Una situazione, quella dell’Elba, che secondo Legambiente è esemplare di come una politica venatoria scriteriata possa portare a un disastro ecologico in un territorio fragile come un’isola. Se questa proposta dovesse passare, con le aree esterne al Parco definite “vocate”, e cioè zone dove il cinghiale “deve” stare, sarebbe consentita solo una gestione di tipo conservativo, con tecniche che si sono dimostrate finora non solo inefficaci ma dannose.

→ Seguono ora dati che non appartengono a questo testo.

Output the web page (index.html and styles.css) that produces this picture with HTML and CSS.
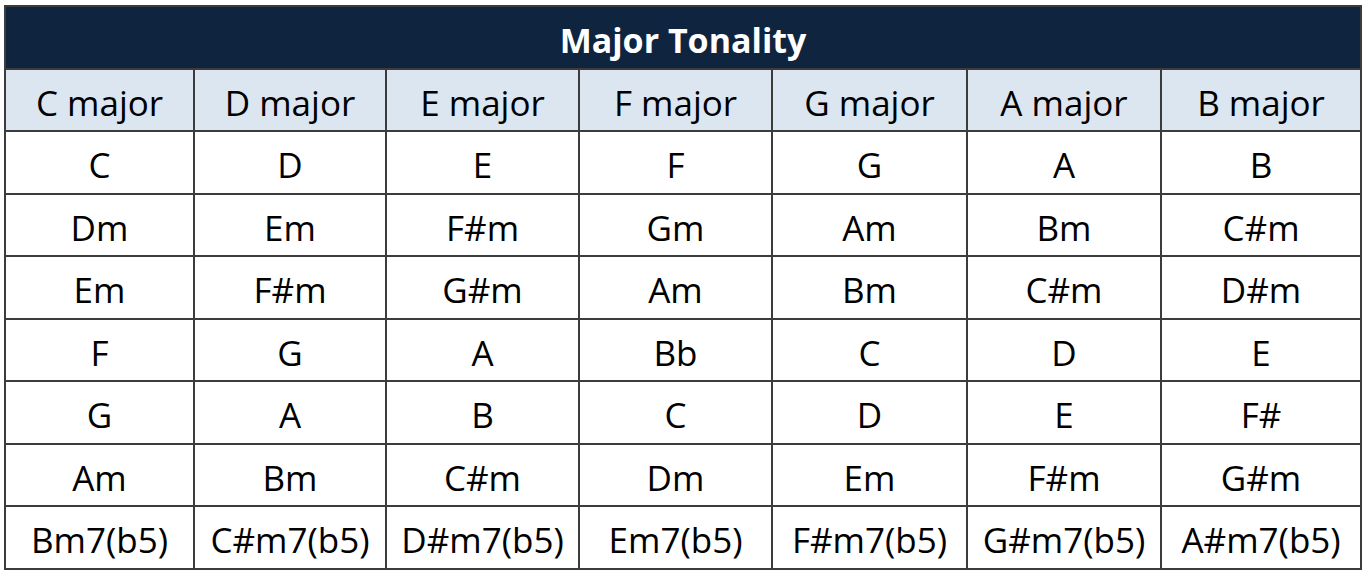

“Definire “vocate” le aree per il cinghiale esterne al Parco Nazionale dell’Arcipelago Toscano – prosegue la lettera – continuerà a rendere vani gli sforzi e gli investimenti dell’Ente Parco per ridurre fino all’eradicazione i cinghiali, contribuirà (…) alla perturbazione dell’equilibrio demografico nei branchi di cinghiali e al loro aumento e acuirà il già insostenibile impatto di questo onnivoro sulle altre specie selvatiche e sull’agricoltura. Si fa presente che già oggi all’Elba, a causa dei cinghiali, risultano estinte alcune specie di orchidee e che è visibile l’estrema rarefazione di alcune specie rare e protette di rettili e anfibi e degli uccelli nidificanti al suolo o nei cespugli raggiungibili dai cinghiali. Considerando vocate le aree dell’Elba esterne al Parco Nazionale dell’Arcipelago Toscano si ignorano completamente non solo le richieste di eradicazione dello stesso Ente Parco corroborate da pareri dell’Ispra, ma anche quelle degli ambientalisti e degli agricoltori e di migliaia di cittadini che hanno più volte inviato petizioni anche alla Regione Toscana per chiedere interventi di riduzione radicale della popolazione di cinghiale. Un dibattito che dura da anni e che la Regione sembra ignorare”.